▸ Stated exercise: Return the number of lines in which the word "index" appears; add nothing else.

▸ Data segment:
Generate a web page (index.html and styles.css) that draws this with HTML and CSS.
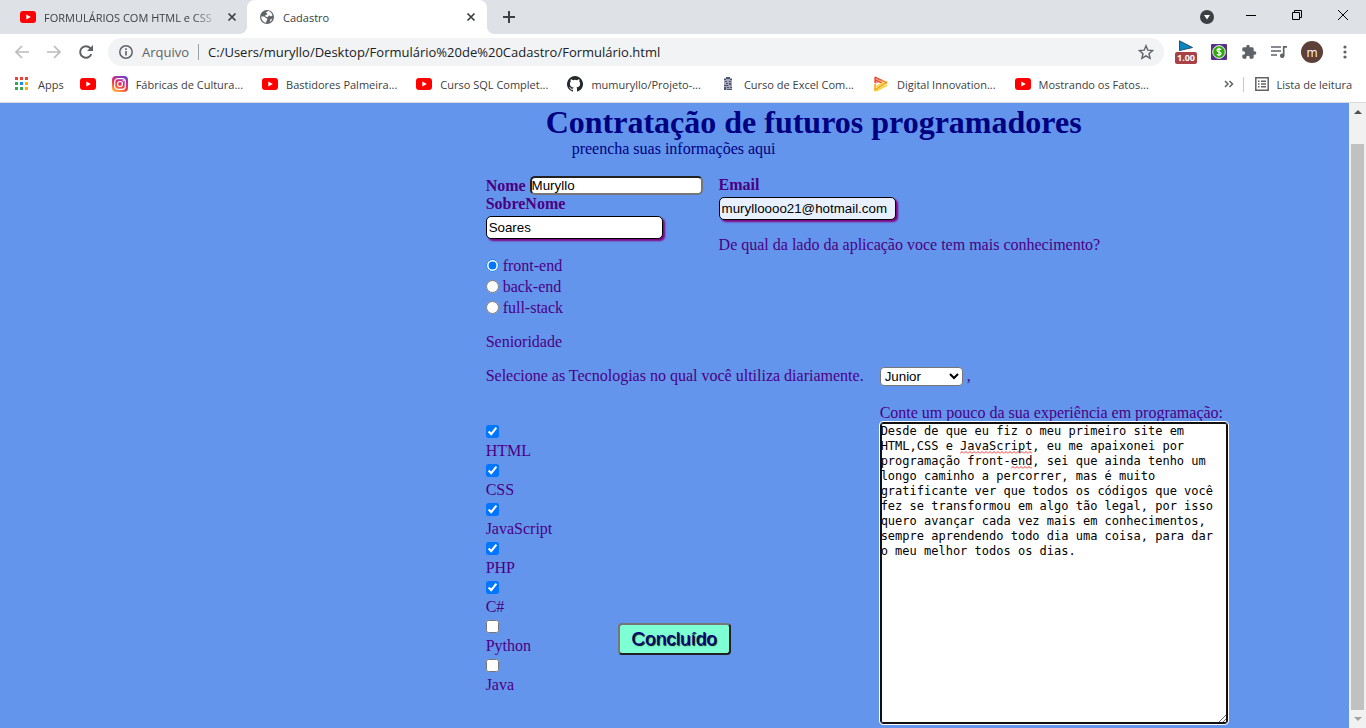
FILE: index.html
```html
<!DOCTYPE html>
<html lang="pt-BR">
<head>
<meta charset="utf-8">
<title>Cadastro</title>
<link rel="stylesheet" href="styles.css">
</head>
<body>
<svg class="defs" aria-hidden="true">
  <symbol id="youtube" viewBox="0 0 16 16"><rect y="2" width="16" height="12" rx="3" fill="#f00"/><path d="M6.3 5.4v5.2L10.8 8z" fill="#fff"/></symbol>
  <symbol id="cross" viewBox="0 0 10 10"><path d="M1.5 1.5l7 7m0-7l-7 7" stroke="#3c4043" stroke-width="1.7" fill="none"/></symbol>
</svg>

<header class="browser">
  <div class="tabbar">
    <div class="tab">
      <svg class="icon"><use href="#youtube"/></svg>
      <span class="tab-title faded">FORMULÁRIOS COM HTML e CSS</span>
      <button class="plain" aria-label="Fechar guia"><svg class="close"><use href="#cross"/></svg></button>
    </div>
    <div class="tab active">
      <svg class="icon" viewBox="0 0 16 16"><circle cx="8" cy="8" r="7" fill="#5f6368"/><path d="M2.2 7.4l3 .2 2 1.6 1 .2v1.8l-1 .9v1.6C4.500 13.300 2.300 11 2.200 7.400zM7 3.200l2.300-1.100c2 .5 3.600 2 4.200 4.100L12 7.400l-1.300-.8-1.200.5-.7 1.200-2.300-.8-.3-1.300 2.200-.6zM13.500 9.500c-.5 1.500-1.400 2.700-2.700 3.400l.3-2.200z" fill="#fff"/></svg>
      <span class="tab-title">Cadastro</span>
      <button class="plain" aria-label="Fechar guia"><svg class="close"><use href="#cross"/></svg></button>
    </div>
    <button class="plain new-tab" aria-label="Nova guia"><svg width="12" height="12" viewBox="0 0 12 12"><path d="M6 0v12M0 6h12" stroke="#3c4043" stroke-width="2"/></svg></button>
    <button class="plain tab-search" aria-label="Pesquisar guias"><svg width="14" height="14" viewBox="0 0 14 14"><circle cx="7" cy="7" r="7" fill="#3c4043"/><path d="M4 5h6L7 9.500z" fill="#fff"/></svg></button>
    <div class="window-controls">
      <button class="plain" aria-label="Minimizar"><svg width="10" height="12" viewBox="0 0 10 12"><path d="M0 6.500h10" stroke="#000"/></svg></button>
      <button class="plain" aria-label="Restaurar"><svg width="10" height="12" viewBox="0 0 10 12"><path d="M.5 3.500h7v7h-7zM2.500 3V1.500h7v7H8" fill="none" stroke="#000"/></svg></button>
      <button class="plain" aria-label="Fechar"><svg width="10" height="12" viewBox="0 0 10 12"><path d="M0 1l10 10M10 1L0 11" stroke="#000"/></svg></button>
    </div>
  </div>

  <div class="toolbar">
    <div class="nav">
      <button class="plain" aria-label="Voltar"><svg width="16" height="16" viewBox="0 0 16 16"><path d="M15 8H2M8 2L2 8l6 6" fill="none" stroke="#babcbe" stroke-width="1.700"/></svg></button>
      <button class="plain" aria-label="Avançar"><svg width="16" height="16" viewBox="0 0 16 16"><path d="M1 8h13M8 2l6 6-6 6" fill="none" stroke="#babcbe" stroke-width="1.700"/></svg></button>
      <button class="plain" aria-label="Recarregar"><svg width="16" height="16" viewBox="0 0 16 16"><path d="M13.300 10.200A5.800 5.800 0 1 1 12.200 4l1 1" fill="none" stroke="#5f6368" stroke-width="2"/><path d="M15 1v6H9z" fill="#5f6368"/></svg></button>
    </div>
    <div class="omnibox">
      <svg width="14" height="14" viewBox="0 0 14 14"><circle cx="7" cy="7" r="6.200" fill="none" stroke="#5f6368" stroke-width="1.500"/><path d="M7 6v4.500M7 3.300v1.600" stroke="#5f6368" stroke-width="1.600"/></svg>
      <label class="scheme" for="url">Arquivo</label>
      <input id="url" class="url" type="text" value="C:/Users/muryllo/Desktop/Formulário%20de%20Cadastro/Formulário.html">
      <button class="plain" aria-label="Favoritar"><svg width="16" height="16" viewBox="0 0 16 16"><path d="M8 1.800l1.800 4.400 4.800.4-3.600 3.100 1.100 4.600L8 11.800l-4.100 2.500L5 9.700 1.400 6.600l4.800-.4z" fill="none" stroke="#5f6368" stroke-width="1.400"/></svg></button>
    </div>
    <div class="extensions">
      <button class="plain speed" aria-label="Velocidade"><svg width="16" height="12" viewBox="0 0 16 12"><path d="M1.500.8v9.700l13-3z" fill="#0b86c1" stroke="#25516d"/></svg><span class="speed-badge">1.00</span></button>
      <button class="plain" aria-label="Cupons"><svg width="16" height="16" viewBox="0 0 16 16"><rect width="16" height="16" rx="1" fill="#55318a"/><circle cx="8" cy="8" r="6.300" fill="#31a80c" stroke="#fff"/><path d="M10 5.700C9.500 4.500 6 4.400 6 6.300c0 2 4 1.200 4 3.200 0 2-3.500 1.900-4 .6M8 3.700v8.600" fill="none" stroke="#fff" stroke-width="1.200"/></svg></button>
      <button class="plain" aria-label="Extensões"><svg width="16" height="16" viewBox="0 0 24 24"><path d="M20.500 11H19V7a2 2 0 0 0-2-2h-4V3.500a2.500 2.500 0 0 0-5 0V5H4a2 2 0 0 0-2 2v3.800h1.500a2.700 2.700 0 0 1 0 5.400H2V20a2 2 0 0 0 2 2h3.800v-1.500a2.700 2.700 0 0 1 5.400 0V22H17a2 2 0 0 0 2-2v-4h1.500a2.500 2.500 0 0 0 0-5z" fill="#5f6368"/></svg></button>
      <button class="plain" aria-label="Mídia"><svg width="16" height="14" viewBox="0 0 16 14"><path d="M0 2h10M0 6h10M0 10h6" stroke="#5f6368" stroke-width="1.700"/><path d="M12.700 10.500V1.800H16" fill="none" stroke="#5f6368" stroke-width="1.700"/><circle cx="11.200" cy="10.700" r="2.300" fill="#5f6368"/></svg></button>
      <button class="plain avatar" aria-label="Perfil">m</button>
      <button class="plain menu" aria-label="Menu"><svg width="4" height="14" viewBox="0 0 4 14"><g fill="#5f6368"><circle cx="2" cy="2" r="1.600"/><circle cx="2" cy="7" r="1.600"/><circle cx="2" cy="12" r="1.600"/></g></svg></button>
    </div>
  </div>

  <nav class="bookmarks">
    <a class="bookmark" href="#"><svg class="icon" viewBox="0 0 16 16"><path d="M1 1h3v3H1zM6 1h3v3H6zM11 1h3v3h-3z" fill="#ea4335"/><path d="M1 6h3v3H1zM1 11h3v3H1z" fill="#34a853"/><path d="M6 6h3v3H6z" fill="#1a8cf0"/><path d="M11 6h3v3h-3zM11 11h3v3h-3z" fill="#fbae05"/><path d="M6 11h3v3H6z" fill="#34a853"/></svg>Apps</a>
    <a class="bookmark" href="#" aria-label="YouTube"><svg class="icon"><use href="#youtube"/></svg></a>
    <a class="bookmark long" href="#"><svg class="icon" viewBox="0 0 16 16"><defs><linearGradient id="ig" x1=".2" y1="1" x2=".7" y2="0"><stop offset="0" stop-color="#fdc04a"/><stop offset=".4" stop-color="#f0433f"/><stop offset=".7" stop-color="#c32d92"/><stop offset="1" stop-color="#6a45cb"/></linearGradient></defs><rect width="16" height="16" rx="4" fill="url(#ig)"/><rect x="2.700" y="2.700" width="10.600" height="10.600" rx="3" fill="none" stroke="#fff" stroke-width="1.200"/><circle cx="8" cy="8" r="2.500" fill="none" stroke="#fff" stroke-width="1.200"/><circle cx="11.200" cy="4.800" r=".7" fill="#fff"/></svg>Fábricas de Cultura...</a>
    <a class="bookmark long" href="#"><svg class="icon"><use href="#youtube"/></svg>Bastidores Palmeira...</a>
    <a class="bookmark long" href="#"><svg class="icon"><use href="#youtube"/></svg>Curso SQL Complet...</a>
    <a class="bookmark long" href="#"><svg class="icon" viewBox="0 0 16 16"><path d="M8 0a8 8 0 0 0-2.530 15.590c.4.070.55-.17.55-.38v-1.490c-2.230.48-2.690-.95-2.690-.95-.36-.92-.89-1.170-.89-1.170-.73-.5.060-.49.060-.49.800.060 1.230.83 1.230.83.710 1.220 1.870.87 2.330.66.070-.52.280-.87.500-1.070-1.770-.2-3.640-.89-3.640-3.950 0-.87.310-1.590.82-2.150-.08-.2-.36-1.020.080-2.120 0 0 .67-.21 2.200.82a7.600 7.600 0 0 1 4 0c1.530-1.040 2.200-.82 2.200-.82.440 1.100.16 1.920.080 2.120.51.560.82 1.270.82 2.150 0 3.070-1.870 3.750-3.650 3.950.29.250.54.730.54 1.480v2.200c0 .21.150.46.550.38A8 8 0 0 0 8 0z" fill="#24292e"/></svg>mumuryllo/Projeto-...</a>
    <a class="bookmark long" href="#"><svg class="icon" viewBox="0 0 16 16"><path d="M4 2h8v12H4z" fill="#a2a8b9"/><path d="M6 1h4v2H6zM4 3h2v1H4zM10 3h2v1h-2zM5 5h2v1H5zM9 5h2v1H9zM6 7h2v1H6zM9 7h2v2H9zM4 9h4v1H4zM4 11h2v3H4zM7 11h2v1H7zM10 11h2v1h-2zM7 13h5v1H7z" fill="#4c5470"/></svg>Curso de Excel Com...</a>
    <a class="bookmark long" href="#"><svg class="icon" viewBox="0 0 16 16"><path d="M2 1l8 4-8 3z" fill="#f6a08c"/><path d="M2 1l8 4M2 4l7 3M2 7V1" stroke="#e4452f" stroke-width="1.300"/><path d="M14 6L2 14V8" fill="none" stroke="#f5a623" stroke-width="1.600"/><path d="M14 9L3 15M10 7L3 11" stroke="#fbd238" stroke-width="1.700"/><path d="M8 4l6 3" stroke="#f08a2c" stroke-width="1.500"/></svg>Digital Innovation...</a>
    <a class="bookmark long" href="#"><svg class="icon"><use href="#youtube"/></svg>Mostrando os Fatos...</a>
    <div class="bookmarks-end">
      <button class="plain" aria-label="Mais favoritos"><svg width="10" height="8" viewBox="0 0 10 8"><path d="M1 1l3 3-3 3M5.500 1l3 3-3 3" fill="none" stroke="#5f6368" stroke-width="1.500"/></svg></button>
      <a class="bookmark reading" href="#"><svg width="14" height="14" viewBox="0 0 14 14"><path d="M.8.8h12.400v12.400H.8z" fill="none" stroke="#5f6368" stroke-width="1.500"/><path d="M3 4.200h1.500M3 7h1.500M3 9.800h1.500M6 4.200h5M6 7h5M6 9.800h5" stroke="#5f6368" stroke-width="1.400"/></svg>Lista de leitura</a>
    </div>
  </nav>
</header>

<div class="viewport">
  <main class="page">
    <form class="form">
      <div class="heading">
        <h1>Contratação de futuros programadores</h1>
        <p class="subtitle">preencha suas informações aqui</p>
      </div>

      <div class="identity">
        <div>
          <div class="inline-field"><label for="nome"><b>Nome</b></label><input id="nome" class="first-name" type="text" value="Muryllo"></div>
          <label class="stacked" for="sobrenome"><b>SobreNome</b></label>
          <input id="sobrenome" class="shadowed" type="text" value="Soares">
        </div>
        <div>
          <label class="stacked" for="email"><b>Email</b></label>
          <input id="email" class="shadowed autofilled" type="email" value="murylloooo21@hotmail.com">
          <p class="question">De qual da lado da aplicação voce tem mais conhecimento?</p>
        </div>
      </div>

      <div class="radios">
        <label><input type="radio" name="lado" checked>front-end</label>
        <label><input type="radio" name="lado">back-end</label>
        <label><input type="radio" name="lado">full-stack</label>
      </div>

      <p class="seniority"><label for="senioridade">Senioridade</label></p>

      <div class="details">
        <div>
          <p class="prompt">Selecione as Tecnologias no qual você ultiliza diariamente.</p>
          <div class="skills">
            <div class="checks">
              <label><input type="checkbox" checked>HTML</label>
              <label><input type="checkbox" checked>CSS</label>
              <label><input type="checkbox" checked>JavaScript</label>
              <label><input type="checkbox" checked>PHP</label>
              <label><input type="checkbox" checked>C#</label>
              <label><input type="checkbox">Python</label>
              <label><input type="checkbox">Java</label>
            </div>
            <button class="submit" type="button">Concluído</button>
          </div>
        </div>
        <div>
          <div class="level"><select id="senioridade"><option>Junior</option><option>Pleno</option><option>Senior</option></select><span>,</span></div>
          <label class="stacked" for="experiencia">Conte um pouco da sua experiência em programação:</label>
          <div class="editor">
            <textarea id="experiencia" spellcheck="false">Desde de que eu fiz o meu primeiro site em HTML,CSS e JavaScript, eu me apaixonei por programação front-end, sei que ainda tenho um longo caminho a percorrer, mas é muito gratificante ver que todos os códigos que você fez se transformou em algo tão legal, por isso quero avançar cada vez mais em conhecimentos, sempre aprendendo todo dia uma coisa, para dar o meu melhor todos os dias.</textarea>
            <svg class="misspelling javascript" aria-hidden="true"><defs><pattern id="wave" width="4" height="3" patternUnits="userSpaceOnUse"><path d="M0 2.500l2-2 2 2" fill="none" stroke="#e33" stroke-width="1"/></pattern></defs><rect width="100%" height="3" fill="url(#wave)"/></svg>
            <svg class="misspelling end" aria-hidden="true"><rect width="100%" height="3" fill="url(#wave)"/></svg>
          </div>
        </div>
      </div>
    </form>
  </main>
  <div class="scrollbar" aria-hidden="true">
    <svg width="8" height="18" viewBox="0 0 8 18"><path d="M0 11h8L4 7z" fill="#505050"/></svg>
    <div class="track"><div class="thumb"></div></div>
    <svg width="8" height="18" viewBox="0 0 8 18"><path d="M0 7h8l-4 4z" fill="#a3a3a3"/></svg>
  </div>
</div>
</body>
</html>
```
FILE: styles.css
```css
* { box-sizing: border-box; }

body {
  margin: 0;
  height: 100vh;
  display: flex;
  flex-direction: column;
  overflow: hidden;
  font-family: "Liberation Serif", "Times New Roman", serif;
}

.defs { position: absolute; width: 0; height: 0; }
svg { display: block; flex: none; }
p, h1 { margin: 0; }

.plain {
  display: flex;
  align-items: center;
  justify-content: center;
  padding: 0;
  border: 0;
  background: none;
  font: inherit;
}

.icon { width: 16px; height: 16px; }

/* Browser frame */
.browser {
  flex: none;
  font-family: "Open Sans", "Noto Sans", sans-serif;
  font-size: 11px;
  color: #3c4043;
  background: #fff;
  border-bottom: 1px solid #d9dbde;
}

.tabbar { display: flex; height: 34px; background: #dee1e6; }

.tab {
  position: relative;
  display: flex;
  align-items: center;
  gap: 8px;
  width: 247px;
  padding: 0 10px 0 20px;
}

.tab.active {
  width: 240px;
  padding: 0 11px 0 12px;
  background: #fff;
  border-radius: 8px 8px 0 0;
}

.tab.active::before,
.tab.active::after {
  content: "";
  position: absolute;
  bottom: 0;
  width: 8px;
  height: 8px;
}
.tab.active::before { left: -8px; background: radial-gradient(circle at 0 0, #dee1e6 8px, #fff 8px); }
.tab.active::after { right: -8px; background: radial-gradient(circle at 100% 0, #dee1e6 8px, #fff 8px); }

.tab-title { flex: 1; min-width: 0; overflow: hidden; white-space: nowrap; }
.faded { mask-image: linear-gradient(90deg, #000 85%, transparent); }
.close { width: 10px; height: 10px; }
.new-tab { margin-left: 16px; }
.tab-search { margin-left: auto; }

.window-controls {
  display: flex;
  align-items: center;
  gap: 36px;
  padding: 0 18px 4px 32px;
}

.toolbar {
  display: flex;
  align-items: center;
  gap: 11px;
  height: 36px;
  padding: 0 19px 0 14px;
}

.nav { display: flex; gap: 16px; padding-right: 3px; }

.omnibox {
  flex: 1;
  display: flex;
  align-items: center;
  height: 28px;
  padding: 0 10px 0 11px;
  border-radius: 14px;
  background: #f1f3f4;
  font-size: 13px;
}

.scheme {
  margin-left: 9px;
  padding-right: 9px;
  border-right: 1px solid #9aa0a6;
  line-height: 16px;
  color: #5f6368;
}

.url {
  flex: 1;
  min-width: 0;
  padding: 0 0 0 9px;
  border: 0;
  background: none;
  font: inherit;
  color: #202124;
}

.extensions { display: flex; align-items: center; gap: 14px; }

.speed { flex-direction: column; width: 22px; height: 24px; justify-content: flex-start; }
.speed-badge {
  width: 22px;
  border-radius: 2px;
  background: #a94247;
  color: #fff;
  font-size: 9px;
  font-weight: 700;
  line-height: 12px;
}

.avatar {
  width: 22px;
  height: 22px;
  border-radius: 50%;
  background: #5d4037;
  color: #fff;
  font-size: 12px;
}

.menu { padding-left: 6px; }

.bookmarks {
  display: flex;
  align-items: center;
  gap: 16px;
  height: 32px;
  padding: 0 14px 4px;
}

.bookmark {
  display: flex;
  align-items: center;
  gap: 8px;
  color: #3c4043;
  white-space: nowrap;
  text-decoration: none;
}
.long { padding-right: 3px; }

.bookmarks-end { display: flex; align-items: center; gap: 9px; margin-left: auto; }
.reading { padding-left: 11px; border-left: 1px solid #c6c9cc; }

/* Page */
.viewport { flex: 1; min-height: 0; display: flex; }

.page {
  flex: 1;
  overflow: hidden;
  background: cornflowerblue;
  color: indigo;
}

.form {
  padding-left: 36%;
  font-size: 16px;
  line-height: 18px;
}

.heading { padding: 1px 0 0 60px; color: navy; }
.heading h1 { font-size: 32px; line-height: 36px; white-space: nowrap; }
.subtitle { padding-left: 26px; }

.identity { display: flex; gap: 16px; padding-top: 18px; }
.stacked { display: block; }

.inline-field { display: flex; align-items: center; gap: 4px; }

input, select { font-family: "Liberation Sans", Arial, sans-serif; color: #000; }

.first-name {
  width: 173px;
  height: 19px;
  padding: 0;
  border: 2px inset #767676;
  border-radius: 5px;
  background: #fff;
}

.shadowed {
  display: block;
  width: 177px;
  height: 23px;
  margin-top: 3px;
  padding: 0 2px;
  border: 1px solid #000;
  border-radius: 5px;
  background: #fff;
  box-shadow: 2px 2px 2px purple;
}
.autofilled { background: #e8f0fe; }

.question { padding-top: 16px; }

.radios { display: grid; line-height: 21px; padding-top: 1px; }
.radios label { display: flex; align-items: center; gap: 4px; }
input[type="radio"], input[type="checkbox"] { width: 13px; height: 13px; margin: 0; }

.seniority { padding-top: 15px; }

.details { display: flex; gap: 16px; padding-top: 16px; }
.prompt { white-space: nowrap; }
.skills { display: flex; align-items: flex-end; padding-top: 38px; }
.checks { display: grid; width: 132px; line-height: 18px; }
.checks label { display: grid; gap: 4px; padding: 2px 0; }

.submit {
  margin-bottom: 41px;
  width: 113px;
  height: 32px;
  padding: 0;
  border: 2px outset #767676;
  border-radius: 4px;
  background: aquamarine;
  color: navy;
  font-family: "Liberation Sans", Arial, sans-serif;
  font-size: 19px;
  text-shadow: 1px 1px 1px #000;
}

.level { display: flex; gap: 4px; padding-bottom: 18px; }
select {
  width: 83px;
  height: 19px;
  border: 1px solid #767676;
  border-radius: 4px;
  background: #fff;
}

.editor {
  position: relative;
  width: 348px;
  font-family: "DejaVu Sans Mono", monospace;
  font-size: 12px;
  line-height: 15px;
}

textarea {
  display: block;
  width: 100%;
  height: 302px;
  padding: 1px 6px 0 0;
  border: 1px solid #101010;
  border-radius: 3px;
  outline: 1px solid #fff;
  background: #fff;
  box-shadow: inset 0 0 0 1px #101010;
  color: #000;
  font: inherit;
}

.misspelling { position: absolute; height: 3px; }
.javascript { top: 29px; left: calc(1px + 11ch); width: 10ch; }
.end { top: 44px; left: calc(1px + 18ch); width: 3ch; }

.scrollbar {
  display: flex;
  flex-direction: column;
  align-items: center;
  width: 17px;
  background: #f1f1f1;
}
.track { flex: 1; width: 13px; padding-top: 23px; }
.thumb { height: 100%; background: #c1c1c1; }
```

▸ Correct answer: 2